Some of the most common musculoskeletal disorders (MSDs) in American workplaces include carpal tunnel syndrome, tendinitis, muscle strains, low back injuries, rotator cuff injuries, trigger finger, and epicondylitis (which affects the elbow). Certain occupations—including nurses, firefighters, stock and material movers, janitors and cleaners, truck drivers, bus drivers, and production workers—are especially prone to MSDs, but MSDs can affect any worker in any workplace.
That’s bad news, because research from the Occupational Safety and Health Administration (OSHA) suggests MSDs are one of the most common causes of lost or restricted work time. In 2013, MSDs were responsible for a whopping 33 percent of all worker injury and illness cases in the U.S.
Bottom line? Paying attention to ergonomics in the workplace is important for any team that wants to remain healthy, happy, and productive. Here’s how to improve your workplace ergonomics for a more effective team.
How to Avoid Workplace Injuries (and Increase Productivity in the Process)
Responding appropriately and professionally to workplace injuries is important, but it’s even more impactful to prevent these injuries in the first place. That’s where these ergonomic workplace tips come in.
Provide team members with adjustable office equipment
Because everybody (and every body) is different, no two people fit into a workspace in exactly the same way. For this reason, it’s important to provide team members with customizable equipment that can be tailored to their respective needs. (This is especially important when it comes to facilitating proper posture.)
Encourage proper posture at computer workstations
Desk workers should adjust their chairs so their hands, wrists, and forearms are straight and parallel to the floor. They should be able to position their computers so they can gaze directly at their computer screens without tilting their necks down or to the side. Additionally, workers’ thighs should be parallel to the floor with the knees bent at close to a 90-degree angle and the feet resting flat on the floor.
Invest in ergonomic workplace accessories
Take steps to reduce eye strain
Eye strain is another common complaint among office workers. Try these steps to combat it.
- Reduce glare by ensuring bright lights don’t shine directly on computer monitors. If that’s not possible, consider installing a glare filter on the monitor.
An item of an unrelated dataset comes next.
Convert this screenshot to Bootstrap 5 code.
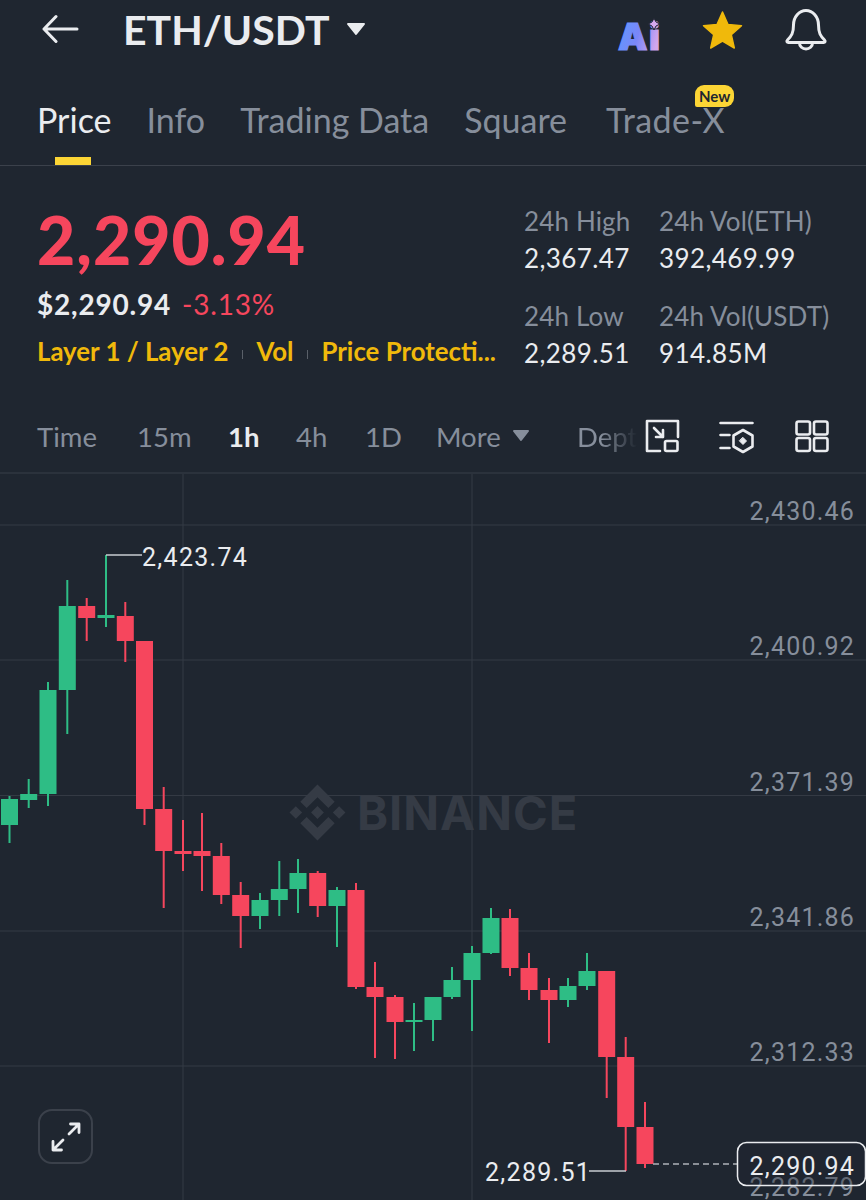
<!DOCTYPE html>
<html lang="en">
<head>
<meta charset="utf-8">
<title>ETH/USDT</title>
<link href="https://cdn.jsdelivr.net/npm/bootstrap@5.3.0/dist/css/bootstrap.min.css" rel="stylesheet">
<style>
html,body{background:#1f2630;margin:0;}
body{width:866px;height:1200px;overflow:hidden;font-family:"Lato","Open Sans",sans-serif;color:#eaecef;}
.hdr{height:58px;padding-left:42px;}
.hdr-title{font-size:41px;font-weight:700;line-height:1;margin-left:43px;margin-right:15px;}
.tab-bar{height:108px;padding:0 0 0 37px;gap:35px;border-bottom:1px solid #3b414b;}
.tab-item{position:relative;height:100%;padding-top:42px;font-size:34px;line-height:40px;color:#868e9b;}
.tab-item.on{color:#eaecef;}
.tab-item.on::after{content:"";position:absolute;left:18px;width:36px;height:8px;bottom:0;background:#fcd535;}
.tab-last{margin-left:4px;letter-spacing:.4px;}
.new-tag{position:absolute;left:89px;top:27px;width:39px;height:22px;border-radius:9px 9px 9px 2px;background:#fcd535;color:#1f2630;font-size:15px;font-weight:700;letter-spacing:0;line-height:22px;text-align:center;}
.stats{height:241px;padding:0 0 0 37px;}
.left-col{width:487px;}
.big-price{font-size:66px;font-weight:900;line-height:1;letter-spacing:1px;color:#f6465d;margin-top:41px;}
.sub-line{font-size:28px;font-weight:700;line-height:32px;letter-spacing:.8px;margin-top:15px;}
.sub-line span{font-weight:400;color:#f6465d;margin-left:11px;}
.tag-line{font-size:25.800px;font-weight:700;color:#f0b90b;line-height:32px;margin-top:15px;white-space:nowrap;}
.tag-sep{display:inline-block;width:1px;height:9px;background:#5a6069;margin:0 13.500px;vertical-align:2px;}
.stat-grid{width:342px;display:grid;grid-template-columns:135px 1fr;align-content:start;row-gap:21px;margin-top:37px;font-size:26px;letter-spacing:.4px;line-height:37px;}
.stat-grid small{display:block;font-size:26px;letter-spacing:.15px;color:#868e9b;}
.iv-row{height:67px;padding-left:37px;border-bottom:2px solid #2b323c;font-size:27.500px;color:#868e9b;position:relative;}
.iv-item{position:absolute;top:12px;line-height:36px;}
.iv-on{color:#eaecef;font-weight:700;}
.iv-fade{width:60px;overflow:hidden;-webkit-mask-image:linear-gradient(90deg,#000 40%,transparent);mask-image:linear-gradient(90deg,#000 40%,transparent);}
.iv-icons{position:absolute;left:640px;top:0;}
.chart-box{position:relative;height:726px;}
.chart-svg{display:block;}
.axis{font-family:"Roboto",sans-serif;font-size:25px;letter-spacing:1.200px;fill:#868e9b;text-anchor:end;}
.pt{font-family:"Roboto",sans-serif;font-size:25px;letter-spacing:1.300px;fill:#eaecef;}
.mark{font-family:"Inter","Liberation Sans",sans-serif;font-size:47px;font-weight:700;letter-spacing:1px;fill:#353b45;}
.expand-btn{position:absolute;left:38px;top:635px;width:55px;height:55px;border:2px solid #3b414b;border-radius:14px;background:transparent;padding:0;}
</style>
</head>
<body>
<header class="hdr d-flex align-items-center">
  <svg width="38" height="30" viewBox="42 14 38 30" fill="none" stroke="#eaecef" stroke-width="3" stroke-linecap="round" stroke-linejoin="round"><path d="M77 29H44M56 16.500 44 29l12 12.500"/></svg>
  <span class="hdr-title">ETH/USDT</span>
  <svg width="22" height="14" viewBox="0 0 22 14"><path d="M3 2h16l-8 10z" fill="#eaecef" stroke="#eaecef" stroke-width="2" stroke-linejoin="round"/></svg>
  <div class="flex-grow-1"></div>
  <svg width="250" height="58" viewBox="616 0 250 58">
    <defs>
      <linearGradient id="aig" x1="0" y1="0" x2="1" y2="0.300"><stop offset="0" stop-color="#5b9bff"/><stop offset="0.550" stop-color="#7a86f8"/><stop offset="1" stop-color="#d3a6ee"/></linearGradient>
    </defs>
    <text x="618" y="50" font-family="Inter,Lato,sans-serif" font-size="37" font-weight="900" letter-spacing="1.500" fill="url(#aig)" stroke="url(#aig)" stroke-width="1.200">Ai</text>
    <path d="M654 18q1 5 6 6q-5 1-6 6q-1-5-6-6q5-1 6-6z" fill="#d6a8ee" stroke="#1f2630" stroke-width="1"/>
    <path d="M722.500 12l5.500 12.500 13.500 1.200-10.200 9 3 13.300-11.800-7-11.800 7 3-13.300-10.200-9 13.500-1.200z" fill="#f0b90b" stroke="#f0b90b" stroke-width="1.500" stroke-linejoin="round"/>
    <path d="M793.500 25a12.500 14.500 0 0 1 25 0c0 8 2 11 6 15 1.200 1.200.6 2.500-1 2.500h-35c-1.600 0-2.200-1.300-1-2.500 4-4 6-7 6-15z" fill="none" stroke="#eaecef" stroke-width="3" stroke-linejoin="round"/>
    <path d="M799.500 43a6.500 6 0 0 0 13 0" fill="none" stroke="#eaecef" stroke-width="3"/>
  </svg>
</header>

<nav class="tab-bar d-flex">
  <div class="tab-item on">Price</div>
  <div class="tab-item">Info</div>
  <div class="tab-item">Trading Data</div>
  <div class="tab-item">Square</div>
  <div class="tab-item tab-last">Trade-X<span class="new-tag">New</span></div>
</nav>

<section class="stats d-flex">
  <div class="left-col">
    <div class="big-price">2,290.94</div>
    <div class="sub-line">$2,290.94<span>-3.13%</span></div>
    <div class="tag-line">Layer 1 / Layer 2<i class="tag-sep"></i>Vol<i class="tag-sep"></i>Price Protecti...</div>
  </div>
  <div class="stat-grid">
    <div><small>24h High</small>2,367.47</div>
    <div><small>24h Vol(ETH)</small>392,469.99</div>
    <div><small>24h Low</small>2,289.51</div>
    <div><small>24h Vol(USDT)</small>914.85M</div>
  </div>
</section>

<section class="iv-row">
  <span class="iv-item" style="left:37px">Time</span>
  <span class="iv-item" style="left:137px">15m</span>
  <span class="iv-item iv-on" style="left:228px">1h</span>
  <span class="iv-item" style="left:296px">4h</span>
  <span class="iv-item" style="left:365px">1D</span>
  <span class="iv-item" style="left:436px">More</span>
  <svg class="iv-item" style="left:511px;top:22px" width="20" height="14" viewBox="0 0 20 14"><path d="M3 2h14l-7 9z" fill="#868e9b" stroke="#868e9b" stroke-width="2" stroke-linejoin="round"/></svg>
  <span class="iv-item iv-fade" style="left:577px">Depth</span>
  <svg class="iv-icons" width="200" height="64" viewBox="640 407 200 64" fill="none" stroke="#eaecef" stroke-width="2.600" stroke-linecap="round" stroke-linejoin="round">
    <path d="M660 451h-13v-30h31v16"/>
    <rect x="665" y="441" width="12.500" height="10" rx="1.500"/>
    <path d="M654 428l9 9M663 437v-7M663 437h-7" />
    <path d="M720.500 423h32M720.500 435h9M720.500 448h9"/>
    <path d="M743 430l9.500 5.500v11l-9.500 5.500-9.500-5.500v-11z"/>
    <path d="M743 437.500l3.500 3.500-3.500 3.500-3.500-3.500z" fill="#eaecef" stroke-width="1"/>
    <rect x="796.500" y="421.500" width="13.500" height="13" rx="2"/><rect x="814" y="421.500" width="13.500" height="13" rx="2"/>
    <rect x="796.500" y="438" width="13.500" height="13" rx="2"/><rect x="814" y="438" width="13.500" height="13" rx="2"/>
  </svg>
</section>

<section class="chart-box">
  <svg class="chart-svg" width="866" height="726" viewBox="0 474 866 726">
    <path d="M0 525H866M0 660H866M0 795.500H866M0 931H866M0 1066H866M183 473V1200M472 473V1200" stroke="#343a44" stroke-width="1" fill="none"/>
    <g fill="#353b45" transform="translate(289.500 784.500) scale(.442)">
      <path d="m38.730 53.200 24.590-24.580 24.600 24.600 14.300-14.310L63.320 0 24.430 38.900l14.300 14.300zM0 63.310l14.300-14.310 14.310 14.310-14.310 14.300zm38.730 10.100 24.590 24.590 24.600-24.600 14.310 14.290-38.900 38.910-38.910-38.880v-.030l14.310-14.280zm59.270-10.100 14.300-14.310 14.310 14.300-14.310 14.320z"/>
      <path d="m77.830 63.300-14.510-14.520-10.730 10.730-1.240 1.230-2.540 2.540 14.510 14.500 14.510-14.470z"/>
    </g>
    <text class="mark" x="357" y="830">BINANCE</text>

    <path fill="none" stroke="#2ebd85" stroke-width="2" d="M9.500 796V843M28.700 779V808M48 682V806M67.300 580V734M106 555V627M260 893V929M279.300 861V916M298 859V913M337 887V947M414 1003V1051M433 997V1041M452 967V999M472 946V1031M491 908V954M568 978V1007M587 953V990"/>
    <path fill="#2ebd85" d="M1 799h17v26h-17zM20.200 794h17v6h-17zM39.500 690h17v104h-17zM58.800 606h17v84h-17zM97.500 615h17v3h-17zM251.500 900h17v16h-17zM270.800 889h17v11h-17zM289.500 873h17v16h-17zM328.500 890h17v16h-17zM405.500 1020h17v2h-17zM424.500 997h17v23h-17zM443.500 980h17v17h-17zM463.500 953h17v27h-17zM482.500 918h17v35h-17zM559.500 986h17v14h-17zM578.500 971h17v15h-17z"/>
    <path fill="none" stroke="#f6465d" stroke-width="2" d="M86.700 598V641M125.300 602V662M144.500 641V825M163.700 787V908M183 820V871M202 813V891M221.300 843V904M240.700 882V948M317.700 871V917M356 883V989M375 962V1058M395 995V1059M510 909V976M529 953V1000M549 978V1043M606.700 971V1098M625.700 1037V1171M645 1102V1168"/>
    <path fill="#f6465d" d="M78.200 606h17v12h-17zM116.800 616h17v25h-17zM136 641h17v168h-17zM155.200 809h17v42h-17zM174.500 851h17v3h-17zM193.500 851h17v5h-17zM212.800 856h17v39h-17zM232.200 895h17v21h-17zM309.200 873h17v33h-17zM347.500 890h17v97h-17zM366.500 987h17v10h-17zM386.500 997h17v25h-17zM501.500 918h17v50h-17zM520.500 968h17v22h-17zM540.500 990h17v10h-17zM598.200 971h17v86h-17zM617.200 1057h17v70h-17zM636.500 1127h17v37h-17z"/>

    <path d="M106 555H142" stroke="#c9ccd1" stroke-width="1.500" fill="none"/>
    <path d="M589 1171H626" stroke="#c9ccd1" stroke-width="1.500" fill="none"/>
    <path d="M653 1164H737" stroke="#aeb2b8" stroke-width="1.500" stroke-dasharray="6 4" fill="none"/>

    <text class="axis" x="855" y="520">2,430.46</text>
    <text class="axis" x="855" y="655">2,400.92</text>
    <text class="axis" x="855" y="791">2,371.39</text>
    <text class="axis" x="855" y="926">2,341.86</text>
    <text class="axis" x="855" y="1061">2,312.33</text>
    <text class="axis" x="855" y="1196">2,282.79</text>
    <rect x="737.500" y="1142.500" width="128" height="43" rx="9" fill="#1f2630" fill-opacity=".35" stroke="#eaecef" stroke-width="1.500"/>
    <text class="axis" x="855" y="1175" style="fill:#eaecef">2,290.94</text>
    <text class="pt" x="142" y="566">2,423.74</text>
    <text class="pt" x="485" y="1181">2,289.51</text>
  </svg>
  <button type="button" class="expand-btn d-flex align-items-center justify-content-center" aria-label="Expand">
    <svg width="36" height="36" viewBox="0 0 36 36" fill="none" stroke="#eaecef" stroke-width="2.800" stroke-linecap="round" stroke-linejoin="round"><path d="M21 15l10-10M22.500 5H31v8.500M15 21L5 31M5 22.500V31h8.500"/></svg>
  </button>
</section>
</body>
</html>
- Make sure monitors are approximately an arm’s length away. Working any closer to a monitor can exacerbate eye strain.
- Opt for light screen backgrounds over darker ones, as they tend to be easier to read.
- Encourage team members to look away from their screens at least every 20 minutes. To give the eyes a break, focus on an object that is at least 20 feet away for approximately 20 seconds.
Encourage team members to take breaks
Performing a task over and over again without taking a break can strain muscles and joints, which is why taking breaks is so important. Encourage team members to take breaks by looking away from computer screens at least every 20 minutes and standing up, stretching, and/or moving about after sitting for approximately an hour. It’s important to build this into the company culture so team members feel comfortable stepping away from their work throughout the day.
Train team members on the importance of workplace ergonomics
Equipment upgrades can improve workplace ergonomics, but the most meaningful impact comes from team members taking it upon themselves to create customized, healthy workspaces. For this reason, it’s important to teach employees about workplace ergonomics so they can apply these principles for their own benefit.
In addition to providing training for team members, it’s important to develop protocols for reporting and addressing ergonomics issues. That way, you make it clear that the company values ergonomics and empower team members to pursue solutions that will help them work more comfortably, happily, and productively.